- AIM -
Which lines hold the word "screenshot"? Copy each of them from the material.

- INPUT -
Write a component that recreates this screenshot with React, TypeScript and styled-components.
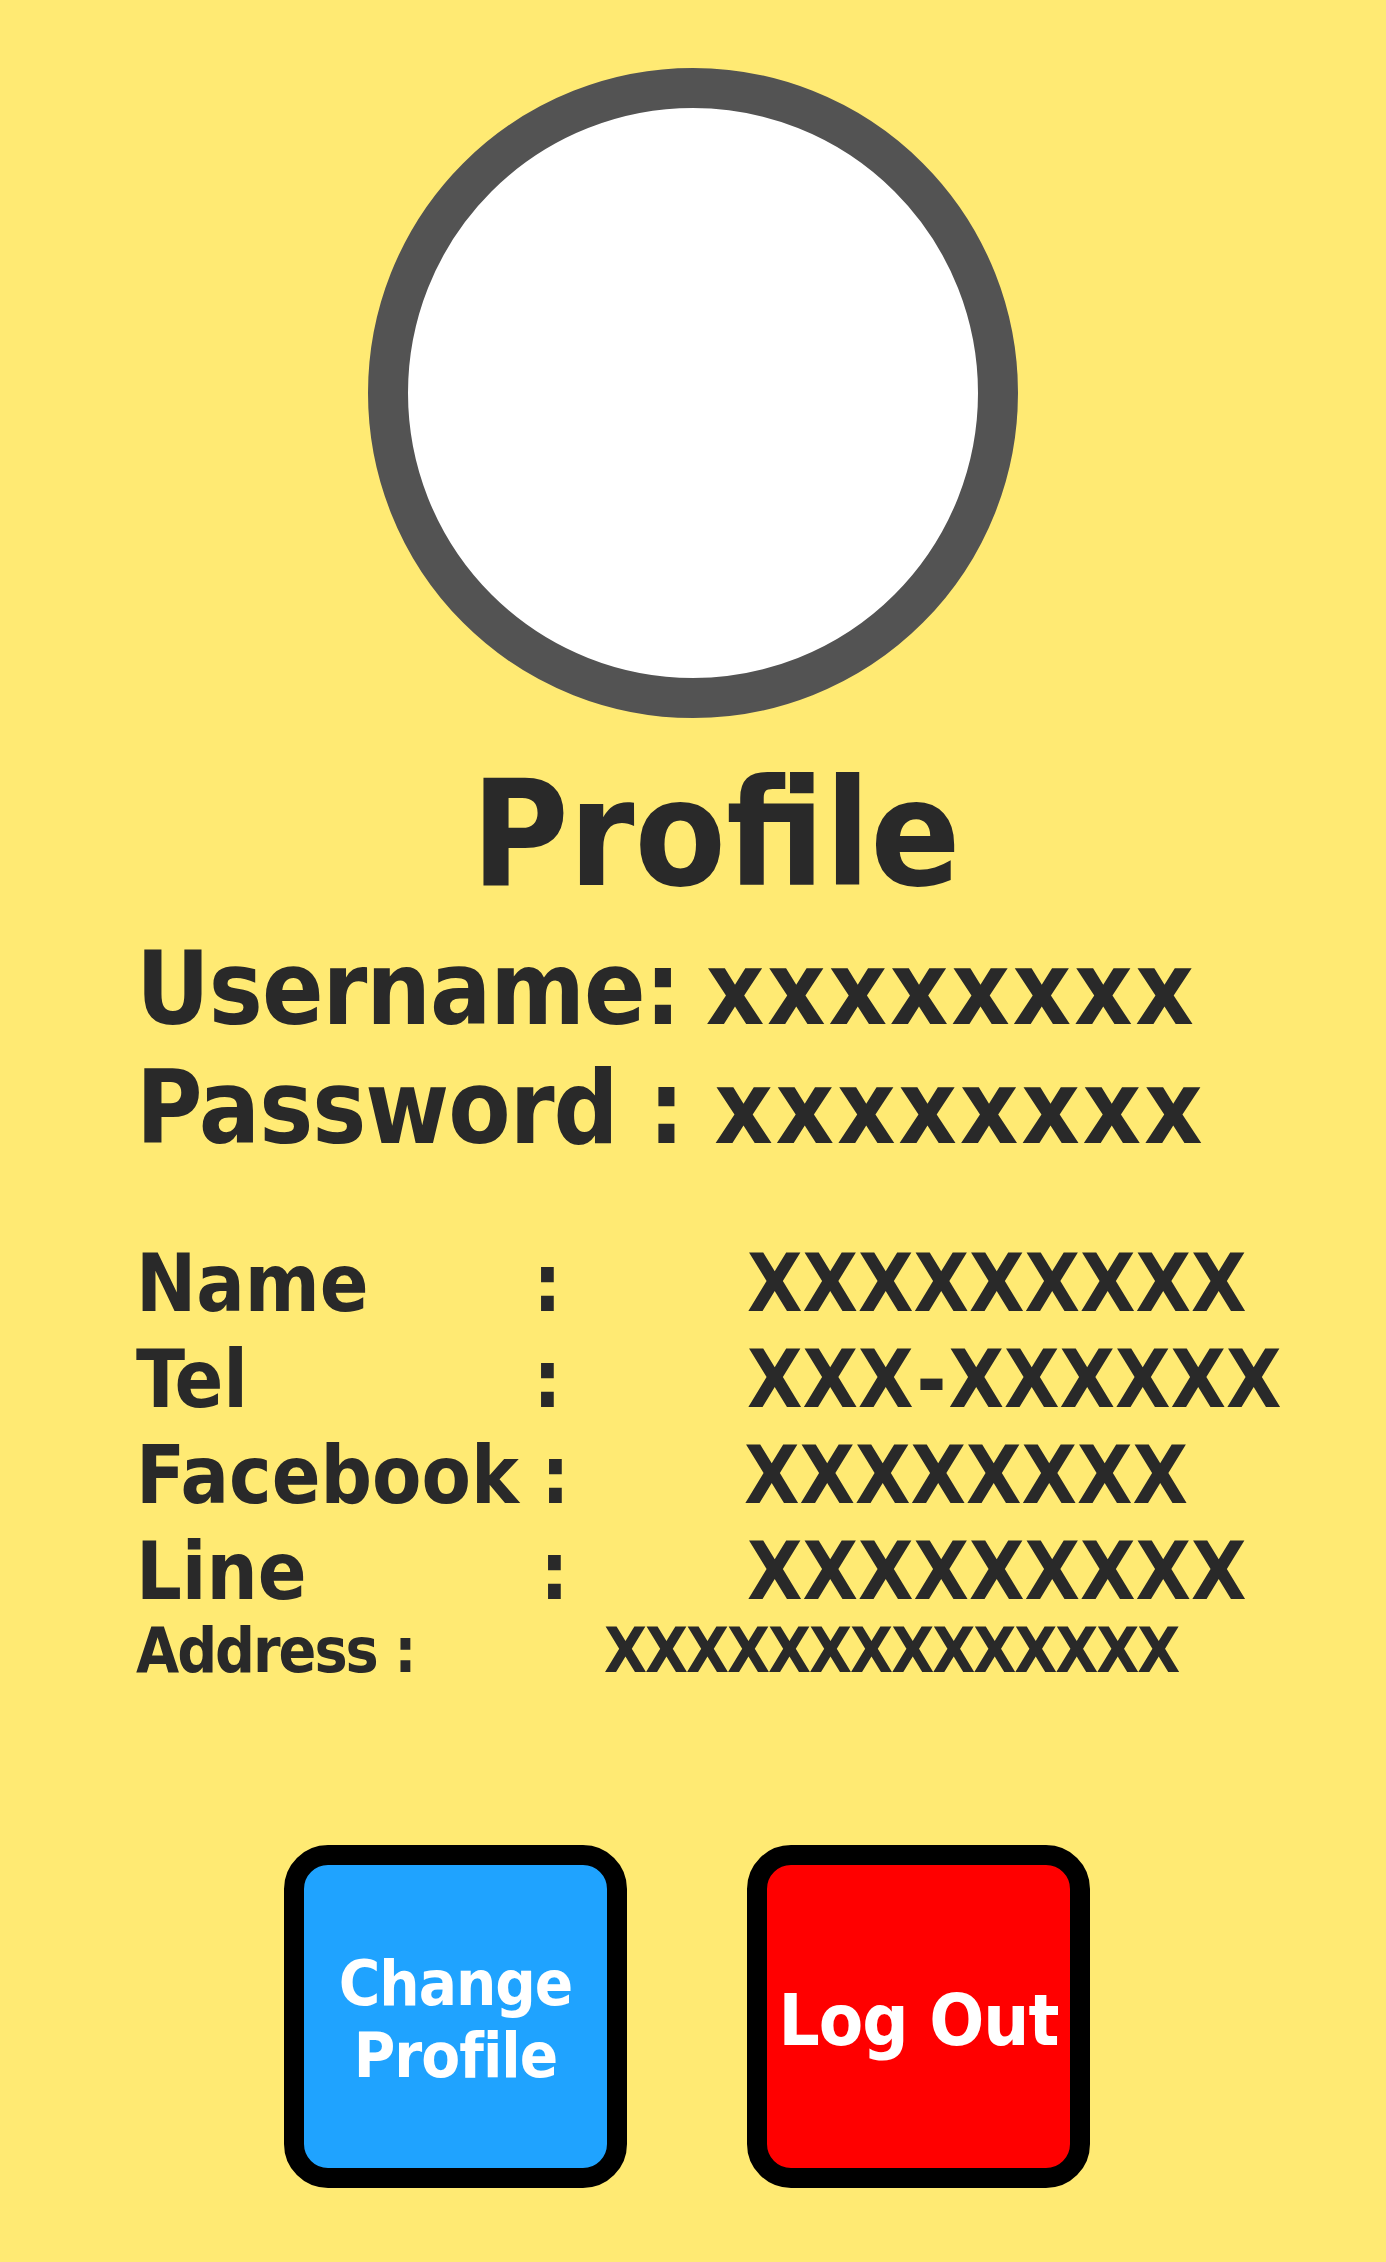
import React from 'react';
import styled, { createGlobalStyle } from 'styled-components';

const GlobalStyle = createGlobalStyle`
  html, body {
    margin: 0;
    padding: 0;
    background: #ffea73;
  }
  body {
    font-family: "DejaVu Sans Condensed", "DejaVu Sans", "Liberation Sans", sans-serif;
    font-stretch: condensed;
    font-weight: bold;
    color: #292929;
  }
`;

const Page = styled.div`
  width: 1386px;
  min-height: 2262px;
  display: flex;
  flex-direction: column;
  background: #ffea73;
`;

const Avatar = styled.div`
  box-sizing: border-box;
  width: 650px;
  height: 650px;
  margin: 68px auto 0;
  border: 40px solid #535353;
  border-radius: 50%;
  background: #ffffff;
`;

const Title = styled.h1`
  margin: 42px 0 0;
  padding-left: 46px;
  text-align: center;
  font-size: 148px;
  line-height: 148px;
  font-weight: bold;
`;

const Credentials = styled.div`
  margin-top: 22px;
  padding-left: 136px;
`;

const CredLine = styled.div`
  font-size: 101px;
  line-height: 119px;
  letter-spacing: -1px;
  white-space: pre;
`;

const CredValue = styled.span<{ $shift?: number }>`
  margin-left: ${({ $shift }) => $shift ?? 0}px;
  letter-spacing: 2.8px;
`;

const Details = styled.div`
  margin-top: 68px;
  padding-left: 136px;
  display: grid;
  grid-template-columns: 397px 214px 1fr;
  font-size: 80px;
  line-height: 96px;
  white-space: pre;
`;

const Label = styled.div``;

const Colon = styled.div<{ $shift?: number }>`
  margin-left: ${({ $shift }) => $shift ?? 0}px;
`;

const Value = styled.div<{ $shift?: number }>`
  margin-left: ${({ $shift }) => $shift ?? 0}px;
`;

const Dash = styled.span`
  margin: 0 2px 0 3px;
`;

const AddressRow = styled.div`
  padding-left: 136px;
  display: flex;
  font-size: 62px;
  line-height: 62px;
  letter-spacing: -2px;
  white-space: pre;
`;

const AddressLabel = styled.span`
  width: 468px;
`;

const ButtonRow = styled.div`
  margin-top: 163px;
  padding-left: 284px;
  display: flex;
  gap: 120px;
`;

const ActionButton = styled.button<{ $bg: string; $size: number }>`
  box-sizing: border-box;
  width: 343px;
  height: 343px;
  border: 20px solid #000000;
  border-radius: 44px;
  background: ${({ $bg }) => $bg};
  color: #ffffff;
  font-family: inherit;
  font-stretch: condensed;
  font-weight: bold;
  font-size: ${({ $size }) => $size}px;
  line-height: 72px;
  letter-spacing: -1px;
  padding: 6px 0 0;
  display: flex;
  align-items: center;
  justify-content: center;
  text-align: center;
  cursor: pointer;
`;

const rows: { label: string; value: React.ReactNode; colon: number; val: number }[] = [
  { label: 'Name', value: 'XXXXXXXXX', colon: 0, val: 0 },
  {
    label: 'Tel',
    value: (
      <>
        XXX<Dash>-</Dash>XXXXXX
      </>
    ),
    colon: 0,
    val: 0,
  },
  { label: 'Facebook', value: 'XXXXXXXX', colon: 8, val: -3 },
  { label: 'Line', value: 'XXXXXXXXX', colon: 7, val: 0 },
];

const App: React.FC = () => {
  return (
    <>
      <GlobalStyle />
      <Page>
        <Avatar />
        <Title>Profile</Title>
        <Credentials>
          <CredLine>
            Username: <CredValue $shift={-5}>xxxxxxxx</CredValue>
          </CredLine>
          <CredLine>
            Password : <CredValue>xxxxxxxx</CredValue>
          </CredLine>
        </Credentials>
        <Details>
          {rows.map((r) => (
            <React.Fragment key={r.label}>
              <Label>{r.label}</Label>
              <Colon $shift={r.colon}>:</Colon>
              <Value $shift={r.val}>{r.value}</Value>
            </React.Fragment>
          ))}
        </Details>
        <AddressRow>
          <AddressLabel>Address :</AddressLabel>
          <span>XXXXXXXXXXXXXX</span>
        </AddressRow>
        <ButtonRow>
          <ActionButton $bg="#1fa3ff" $size={63}>
            Change
            <br />
            Profile
          </ActionButton>
          <ActionButton $bg="#ff0000" $size={72}>
            Log Out
          </ActionButton>
        </ButtonRow>
      </Page>
    </>
  );
};

export default App;
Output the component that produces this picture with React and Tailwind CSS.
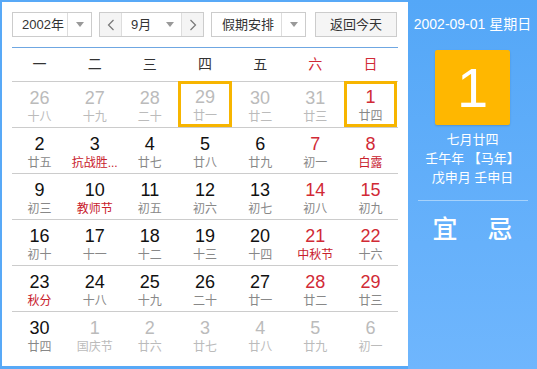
import React from "react";

const weekdays = ["一", "二", "三", "四", "五", "六", "日"];

// [day, lunar, dim, festival]
const days = [
  [26, "十八", true], [27, "十九", true], [28, "二十", true], [29, "廿一", true], [30, "廿二", true], [31, "廿三", true], [1, "廿四", false],
  [2, "廿五"], [3, "抗战胜...", false, true], [4, "廿七"], [5, "廿八"], [6, "廿九"], [7, "初一"], [8, "白露", false, true],
  [9, "初三"], [10, "教师节", false, true], [11, "初五"], [12, "初六"], [13, "初七"], [14, "初八"], [15, "初九"],
  [16, "初十"], [17, "十一"], [18, "十二"], [19, "十三"], [20, "十四"], [21, "中秋节", false, true], [22, "十六"],
  [23, "秋分", false, true], [24, "十八"], [25, "十九"], [26, "二十"], [27, "廿一"], [28, "廿二"], [29, "廿三"],
  [30, "廿四"], [1, "国庆节", true], [2, "廿六", true], [3, "廿七", true], [4, "廿八", true], [5, "廿九", true], [6, "初一", true],
];

const Caret = () => (
  <span className="w-0 h-0 border-l-[4px] border-r-[4px] border-t-[5px] border-l-transparent border-r-transparent border-t-[#999]" />
);

const Cell = ({ d, i, row }) => {
  const [day, lunar, dim, fest] = d;
  const col = i % 7;
  const weekend = col >= 5;
  const selected = i === 3 || i === 6;
  let numColor = weekend ? "text-[#d12a36]" : "text-[#111]";
  let lunarColor = fest ? "text-[#c8202c]" : "text-[#888]";
  if (dim) {
    numColor = "text-[#bbb]";
    lunarColor = "text-[#bbb]";
  }
  return (
    <div className={`h-[46px] ${row < 5 ? "border-b border-[#ccc]" : ""}`}>
      <div
        className={`mx-[1px] h-[46px] border-[3px] flex flex-col items-center ${
          selected ? "border-[#f7b500] -mt-px" : "border-transparent"
        }`}
      >
        <span className={`mt-[2px] text-[18px] leading-[22px] ${numColor}`}>{day}</span>
        <span className={`text-[12px] leading-[16px] whitespace-nowrap ${lunarColor}`}>{lunar}</span>
      </div>
    </div>
  );
};

export default function App() {
  return (
    <div
      className="w-[537px] h-[369px] flex overflow-hidden"
      style={{ fontFamily: '"Liberation Sans", "Noto Sans CJK SC", sans-serif' }}
    >
      <div className="w-[408px] h-[369px] border-t-2 border-l-2 border-b-[3px] border-[#58a9f7] bg-white px-[10px] pt-[10px]">
        {/* controls */}
        <div className="flex h-[25px] text-[13px] text-[#333]">
          <div className="w-[80px] flex border border-[#ccc] bg-white">
            <span className="flex-1 flex items-center pl-[9px]">2002年</span>
            <span className="w-[24px] border-l border-[#ddd] flex items-center justify-center"><Caret /></span>
          </div>
          <div className="w-[105px] ml-[7px] flex border border-[#ccc] bg-white">
            <span className="w-[22px] bg-[#f4f4f4] border-r border-[#ddd] flex items-center justify-center">
              <svg width="8" height="12" viewBox="0 0 8 12"><path d="M6.5 1 L1.5 6 L6.5 11" fill="none" stroke="#777" strokeWidth="1.2" /></svg>
            </span>
            <span className="flex-1 flex items-center pl-[9px]">9月</span>
            <span className="w-[22px] flex items-center justify-center"><Caret /></span>
            <span className="w-[22px] bg-[#f4f4f4] border-l border-[#ddd] flex items-center justify-center">
              <svg width="8" height="12" viewBox="0 0 8 12"><path d="M1.5 1 L6.5 6 L1.5 11" fill="none" stroke="#777" strokeWidth="1.2" /></svg>
            </span>
          </div>
          <div className="w-[95px] ml-[7px] flex border border-[#ccc] bg-white">
            <span className="flex-1 flex items-center pl-[10px]">假期安排</span>
            <span className="w-[24px] border-l border-[#ddd] flex items-center justify-center"><Caret /></span>
          </div>
          <div className="w-[82px] ml-[9px] border border-[#ccc] bg-[#f5f5f5] flex items-center justify-center">
            返回今天
          </div>
        </div>
        <div className="mt-[10px] h-px bg-[#6fa7e2]" />
        {/* weekday header */}
        <div className="grid grid-cols-7 h-[34px] border-b border-[#ccc] text-[14px]">
          {weekdays.map((w, i) => (
            <div key={w} className={`flex items-center justify-center ${i >= 5 ? "text-[#d12a36]" : "text-[#333]"}`}>
              {w}
            </div>
          ))}
        </div>
        <div className="grid grid-cols-7">
          {days.map((d, i) => (
            <Cell key={i} d={d} i={i} row={Math.floor(i / 7)} />
          ))}
        </div>
      </div>
      {/* right panel */}
      <div className="flex-1 h-[369px] bg-gradient-to-b from-[#54a7f7] to-[#6fb6fd] flex flex-col items-center text-white">
        <div className="mt-[15px] text-[14px] leading-[18px]">2002-09-01 星期日</div>
        <div className="mt-[17px] w-[75px] h-[75px] bg-[#ffb700] rounded-[2px] shadow-[0_1px_2px_rgba(0,0,0,0.15)] flex items-center justify-center text-[56px] leading-none">
          1
        </div>
        <div className="mt-[5px] text-[13px] leading-[19px] text-center">
          <div>七月廿四</div>
          <div>壬午年 【马年】</div>
          <div>戊申月 壬申日</div>
        </div>
        <div className="mt-[13px] w-[110px] h-px bg-[#a6d2fb]" />
        <div className="mt-[13px] flex gap-[30px] text-[25px] leading-[30px] font-medium">
          <span>宜</span>
          <span>忌</span>
        </div>
      </div>
    </div>
  );
}
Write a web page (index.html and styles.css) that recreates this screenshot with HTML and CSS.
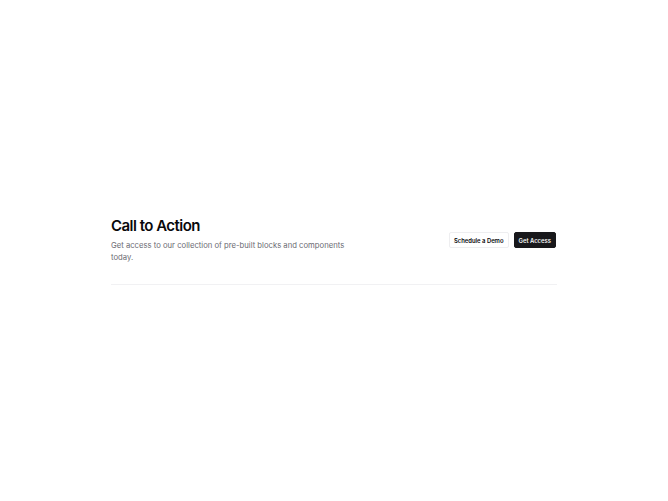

- ANSWER IN FULL -
Write a component that recreates this screenshot with React, TypeScript and styled-components.
Write a web page (index.html and styles.css) that recreates this screenshot with HTML and CSS.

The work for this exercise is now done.